**Work instructions**:
Gather up all lines that carry the word "components".

**Collected data**:

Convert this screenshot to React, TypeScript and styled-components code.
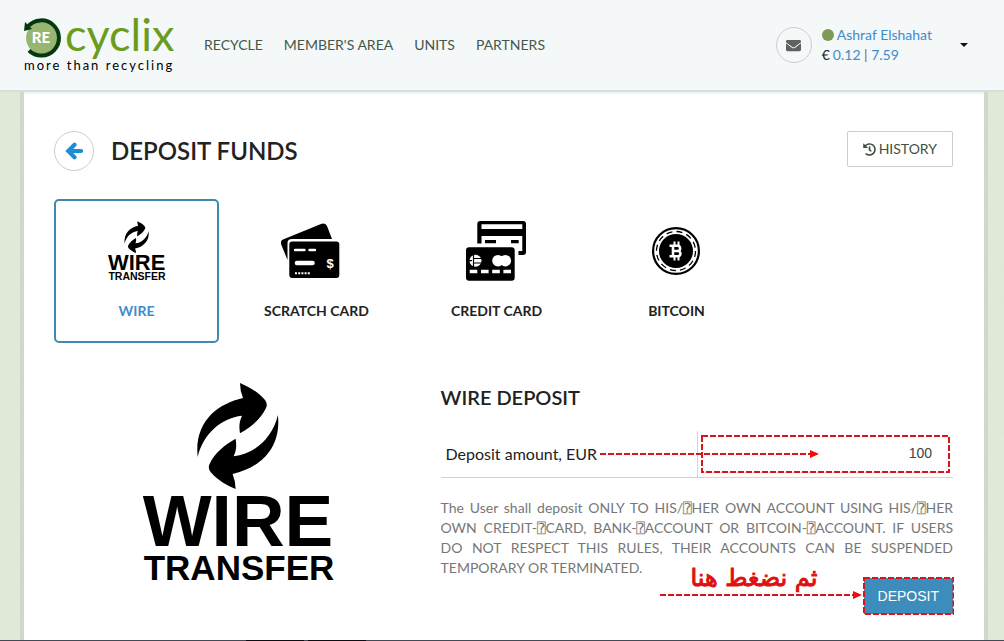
import React from "react";
import styled, { createGlobalStyle } from "styled-components";
import { FaEnvelope, FaHistory } from "react-icons/fa";

const GlobalStyle = createGlobalStyle`
  * { box-sizing: border-box; }
  body {
    margin: 0;
    font-family: Lato, "Liberation Sans", sans-serif;
    font-size: 14px;
    line-height: 20px;
    color: #222;
    background: #e1e8d9;
  }
  a { text-decoration: none; }
  button, input { font: inherit; }
`;

const Page = styled.div`
  min-height: 100vh;
  display: flex;
  flex-direction: column;
  background: repeating-linear-gradient(50deg, #e0e8d8 0 7px, #e2e9db 11px 16px, #dfe7d6 21px);
`;

const Header = styled.header`
  display: flex;
  align-items: center;
  height: 92px;
  padding: 0 36px 0 24px;
  background: #f4f8f9;
  border-bottom: 2px solid #d3dfe0;
`;

const LogoLink = styled.a`
  display: block;
  flex: none;
  width: 152px;
  height: 58px;
`;

const Nav = styled.nav`
  display: flex;
  gap: 21px;
  margin-left: 28px;
  flex: 1;
`;

const NavLink = styled.a`
  color: #44574a;
  white-space: nowrap;
`;

const RoundButton = styled.button<{ $size: number; $color: string }>`
  display: flex;
  align-items: center;
  justify-content: center;
  flex: none;
  width: ${(p) => p.$size}px;
  height: ${(p) => p.$size}px;
  padding: 0;
  border: 1px solid #ccc;
  border-radius: 50%;
  background: transparent;
  color: ${(p) => p.$color};
`;

const Account = styled.div`
  margin: 0 28px 0 10px;
  white-space: nowrap;
`;

const AccountLine = styled.div`
  display: flex;
  align-items: center;
  gap: 3px;
  a { color: #428bca; }
`;

const StatusDot = styled.span`
  width: 12px;
  height: 12px;
  border-radius: 50%;
  background: #7f9a55;
`;

const Divider = styled.span`
  color: #8a5a78;
`;

const CaretButton = styled.button`
  padding: 0;
  border: 0;
  background: none;
  display: flex;
  color: #111;
`;

const Main = styled.main`
  flex: 1;
  margin: 0 16px 0 20px;
  border: solid #d0d8c9;
  border-width: 0 4px;
  padding: 39px 31px 24px 30px;
  background: linear-gradient(#f1f3f3 0 2px, #fff 2px);
`;

const TitleBar = styled.div`
  display: flex;
  align-items: flex-start;
  gap: 17px;
`;

const Title = styled.h1`
  flex: 1;
  margin: 0;
  font-size: 24px;
  line-height: 40px;
  font-weight: 600;
`;

const HistoryButton = styled.button`
  display: flex;
  align-items: center;
  gap: 3px;
  height: 36px;
  padding: 0 15px;
  border: 1px solid #ccc;
  border-radius: 2px;
  background: #fff;
  color: #3f5144;
`;

const Methods = styled.div`
  display: grid;
  grid-template-columns: repeat(5, minmax(0, 1fr));
  gap: 15px;
  margin-top: 28px;
  padding-right: 14px;
`;

const MethodButton = styled.button<{ $active?: boolean }>`
  display: flex;
  flex-direction: column;
  align-items: center;
  gap: 20px;
  height: 144px;
  padding: 20px 0;
  border: 2px solid ${(p) => (p.$active ? "#4088ad" : "transparent")};
  border-radius: 5px;
  background: #fff;
  color: ${(p) => (p.$active ? "#428bca" : "#222")};
  font-weight: 700;
  white-space: nowrap;
`;

const Details = styled.section`
  display: grid;
  grid-template-columns: 43% minmax(0, 1fr);
  margin-top: 39px;
`;

const Artwork = styled.div`
  display: flex;
  justify-content: center;
  padding-right: 16px;
`;

const SectionTitle = styled.h2`
  margin: 0 0 19px;
  font-size: 20px;
  line-height: 30px;
  font-weight: 600;
`;

const AmountRow = styled.div`
  position: relative;
  display: grid;
  grid-template-columns: minmax(0, 1fr) 255px;
  height: 47px;
  border-bottom: 1px solid #d4d4d4;
`;

const AmountLabel = styled.label`
  padding-left: 5px;
  border-right: 1px solid #d4d4d4;
  font-size: 16px;
  line-height: 46px;
`;

const AmountCell = styled.div`
  position: relative;
  margin: 4px 3px;
`;

const AmountInput = styled.input`
  width: 100%;
  height: 100%;
  padding: 0 18px 2px 0;
  border: 0;
  border-bottom: 1px solid #ddd;
  background: transparent;
  color: #444;
  font-family: "Liberation Sans", Arial, sans-serif;
  text-align: right;
  outline: none;
`;

const Notice = styled.p`
  margin: 20px 0 0;
  font-family: Lato, "DejaVu Sans Mono", sans-serif;
  color: #777;
  text-align: justify;
`;

const Actions = styled.div`
  position: relative;
  display: flex;
  justify-content: flex-end;
`;

const SubmitWrap = styled.div`
  position: relative;
`;

const SubmitButton = styled.button`
  display: block;
  height: 36px;
  padding: 0 14px;
  border: 0;
  background: #3c8dbc;
  color: #fff;
  font-family: "Liberation Sans", Arial, sans-serif;
`;

const Outline = styled.svg<{ $spread: number }>`
  position: absolute;
  top: -${(p) => p.$spread}px;
  left: -${(p) => p.$spread}px;
  width: calc(100% + ${(p) => p.$spread * 2}px);
  height: calc(100% + ${(p) => p.$spread * 2}px);
  pointer-events: none;
  rect {
    width: calc(100% - 2px);
    height: calc(100% - 2px);
  }
`;

const AmountArrow = styled.div`
  position: absolute;
  left: 159px;
  top: 18px;
  display: flex;
  pointer-events: none;
`;

const SubmitHint = styled.div`
  position: absolute;
  right: 91px;
  bottom: 14px;
  display: flex;
  flex-direction: column;
  align-items: center;
  pointer-events: none;
`;

const HintText = styled.span`
  padding-right: 14px;
  font-family: "DejaVu Sans", sans-serif;
  font-size: 24px;
  line-height: 24px;
  color: #e01010;
  -webkit-text-stroke: 1px #e01010;
  white-space: nowrap;
`;

const BottomEdge = styled.footer`
  display: flex;
  gap: 4px;
  height: 1px;
  padding-left: 246px;
  background: #434a57;
`;

const EdgeItem = styled.span`
  width: 58px;
  background: #0c0b12;
`;

const DashedOutline = ({ spread = 0 }: { spread?: number }) => (
  <Outline $spread={spread} aria-hidden="true">
    <rect x="1" y="1" fill="none" stroke="#d8151b" strokeWidth="2" strokeDasharray="6 2" />
  </Outline>
);

const DashedArrow = ({ length }: { length: number }) => (
  <svg width={length} height="10" aria-hidden="true">
    <line x1="0" y1="5" x2={length - 8} y2="5" stroke="#d8151b" strokeWidth="2" strokeDasharray="6 2" />
    <path d={`M${length - 9} 1L${length} 5L${length - 9} 9Z`} fill="#f50808" />
  </svg>
);

const Logo = () => (
  <svg width="152" height="60" overflow="visible" role="img" aria-label="Recyclix, more than recycling">
    <circle cx="18" cy="22" r="16" fill="#98b672" />
    <path d="M4 10.500A17.600 17.600 0 1 1 5 34.500" fill="none" stroke="#06380f" strokeWidth="4" />
    <path d="M1 6L0 15L8 13Z" fill="#06380f" />
    <text x="17" y="27" textAnchor="middle" fontFamily="Lato, sans-serif" fontSize="15" fontWeight="900" fill="#fff">RE</text>
    <text x="41" y="35" fontFamily="Lato, sans-serif" fontSize="45" fill="#6c9c1f">cyclix</text>
    <text x="0" y="54" fontFamily="Lato, sans-serif" fontSize="13" letterSpacing="2" fill="#000">more than recycling</text>
  </svg>
);

const BackArrow = () => (
  <svg width="18" height="18" viewBox="0 0 18 18" aria-hidden="true">
    <path d="M16 9H4M9.500 2.800L3.300 9L9.500 15.200" fill="none" stroke="currentColor" strokeWidth="4.200" strokeLinecap="round" />
  </svg>
);

const SWOOSH =
  "M101 1Q101 9 104 16C78 22 55 40 58.7 75C64 52 82 36 103 33.7C100 40 100 45 101 51.3C112 45 122 37 127 26Q129 22 126 18C118 9 110 5 101 1Z";

const WireTransferArt = ({ size }: { size: number }) => (
  <svg width={size} height={size} viewBox="0 0 200 200" overflow="visible" role="img" aria-label="Wire transfer">
    <path d={SWOOSH} />
    <path d={SWOOSH} transform="rotate(180 98.8 54)" />
    <g fontFamily="'Liberation Sans', Arial, sans-serif" fontWeight="700" textAnchor="middle">
      <text x="99" y="164" fontSize="73">WIRE</text>
      <text x="100" y="198" fontSize="35">TRANSFER</text>
    </g>
  </svg>
);

const WireIcon = () => <WireTransferArt size={60} />;

const ScratchIcon = () => (
  <svg width="72" height="60" viewBox="1 0 72 60" aria-hidden="true">
    <path d="M1 23Q0 20 3 18.600L41 3Q45 1.500 47 5L52 18H12Q7.500 18 7.500 22V39Z" />
    <rect x="9.300" y="20.500" width="50" height="36.500" rx="3" />
    <g stroke="#fff" strokeLinecap="round">
      <path d="M15 29H24.500M29.500 29H35" strokeWidth="2.400" />
      <path d="M17 42H32.500" strokeWidth="4.600" />
    </g>
    <path d="M15 52.300H30" stroke="#fff" strokeWidth="2" strokeDasharray="2 1.200" />
    <text x="50" y="47" textAnchor="middle" fontFamily="'Liberation Sans', sans-serif" fontWeight="700" fontSize="13" fill="#fff">$</text>
  </svg>
);

const CreditIcon = () => (
  <svg width="72" height="60" viewBox="1 0 72 60" aria-hidden="true">
    <path
      fillRule="evenodd"
      d="M20.300 0H63Q66 0 66 3V31Q66 34 63 34H58.500V30H62.300V15H21.500V22.500H17.300V3Q17.300 0 20.300 0ZM21.500 3.300V8H62.300V3.300Z"
    />
    <path d="M25 19h11v3.300h-11zM51 19h7.700v3.300h-7.700z" />
    <rect x="6" y="26.300" width="48.700" height="33.500" rx="3" />
    <circle cx="15.500" cy="39.700" r="6" fill="#fff" />
    <path d="M13.500 33.500V46M13.500 37.500H21.500M13.500 42H21.500M9 39.700H12" stroke="#000" strokeWidth="1.200" />
    <circle cx="38" cy="39.700" r="5.800" fill="#fff" />
    <circle cx="45.300" cy="39.700" r="5.800" fill="#fff" />
    <path d="M9.700 48.700h7.600v3.600h-7.600zM21 48.700h7.600v3.600h-7.600zM32.200 48.700h7.600v3.600h-7.600zM43.400 48.700h7.600v3.600h-7.600z" fill="#fff" />
  </svg>
);

const BitcoinIcon = () => (
  <svg width="72" height="60" viewBox="1 0 72 60" aria-hidden="true">
    <circle cx="36" cy="30" r="22.900" fill="#fff" stroke="#000" strokeWidth="2.200" />
    <circle cx="36" cy="30" r="19.500" fill="none" stroke="#000" strokeWidth="1.300" strokeDasharray="6 4.200" />
    <circle cx="36" cy="30" r="17" />
    <g fill="none" stroke="#fff">
      <path d="M34.500 20.500V24.500M38.500 20.500V24.500M34.500 35.500V39.500M38.500 35.500V39.500" strokeWidth="2" />
      <path d="M29.500 24.800H37.500A2.500 2.500 0 0 1 37.500 30H33.500M37.500 30A2.600 2.600 0 0 1 38 35.300H29.500M33 24V36" strokeWidth="2.600" />
    </g>
  </svg>
);

const methods = [
  { label: "WIRE", Icon: WireIcon, active: true },
  { label: "SCRATCH CARD", Icon: ScratchIcon },
  { label: "CREDIT CARD", Icon: CreditIcon },
  { label: "BITCOIN", Icon: BitcoinIcon },
];

export default function App() {
  return (
    <Page>
      <GlobalStyle />
      <Header>
        <LogoLink href="#"><Logo /></LogoLink>
        <Nav>
          {["RECYCLE", "MEMBER'S AREA", "UNITS", "PARTNERS"].map((item) => (
            <NavLink key={item} href="#">{item}</NavLink>
          ))}
        </Nav>
        <RoundButton $size={36} $color="#5f6060" aria-label="Messages">
          <FaEnvelope size={15} />
        </RoundButton>
        <Account>
          <AccountLine>
            <StatusDot />
            <a href="#">Ashraf Elshahat</a>
          </AccountLine>
          <AccountLine>
            <span>€</span>
            <a href="#">0.12 <Divider>|</Divider> 7.59</a>
          </AccountLine>
        </Account>
        <CaretButton aria-label="Account menu">
          <svg width="8" height="4"><path d="M0 0H8L4 4Z" fill="currentColor" /></svg>
        </CaretButton>
      </Header>

      <Main>
        <TitleBar>
          <RoundButton $size={40} $color="#1f8dd6" aria-label="Back">
            <BackArrow />
          </RoundButton>
          <Title>DEPOSIT FUNDS</Title>
          <HistoryButton>
            <FaHistory size={13} />
            HISTORY
          </HistoryButton>
        </TitleBar>

        <Methods>
          {methods.map(({ label, Icon, active }) => (
            <MethodButton key={label} $active={active}>
              <Icon />
              {label}
            </MethodButton>
          ))}
        </Methods>

        <Details>
          <Artwork><WireTransferArt size={200} /></Artwork>
          <div>
            <SectionTitle>WIRE DEPOSIT</SectionTitle>
            <AmountRow>
              <AmountLabel htmlFor="amount">Deposit amount, EUR</AmountLabel>
              <AmountCell>
                <AmountInput id="amount" defaultValue="100" />
                <DashedOutline />
              </AmountCell>
              <AmountArrow><DashedArrow length={219} /></AmountArrow>
            </AmountRow>
            <Notice>
              The User shall deposit ONLY TO HIS/⍰HER OWN ACCOUNT USING HIS/⍰HER OWN
              CREDIT-⍰CARD, BANK-⍰ACCOUNT OR BITCOIN-⍰ACCOUNT. IF USERS DO NOT RESPECT
              THIS RULES, THEIR ACCOUNTS CAN BE SUSPENDED TEMPORARY OR TERMINATED.
            </Notice>
            <Actions>
              <SubmitHint>
                <HintText lang="ar" dir="rtl">ثم نضغط هنا</HintText>
                <DashedArrow length={202} />
              </SubmitHint>
              <SubmitWrap>
                <SubmitButton>DEPOSIT</SubmitButton>
                <DashedOutline spread={1} />
              </SubmitWrap>
            </Actions>
          </div>
        </Details>
      </Main>
      <BottomEdge>
        <EdgeItem />
        <EdgeItem />
      </BottomEdge>
    </Page>
  );
}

**Written answer**:
Convert this screenshot to React, TypeScript and styled-components code.
import styled, { createGlobalStyle } from "styled-components";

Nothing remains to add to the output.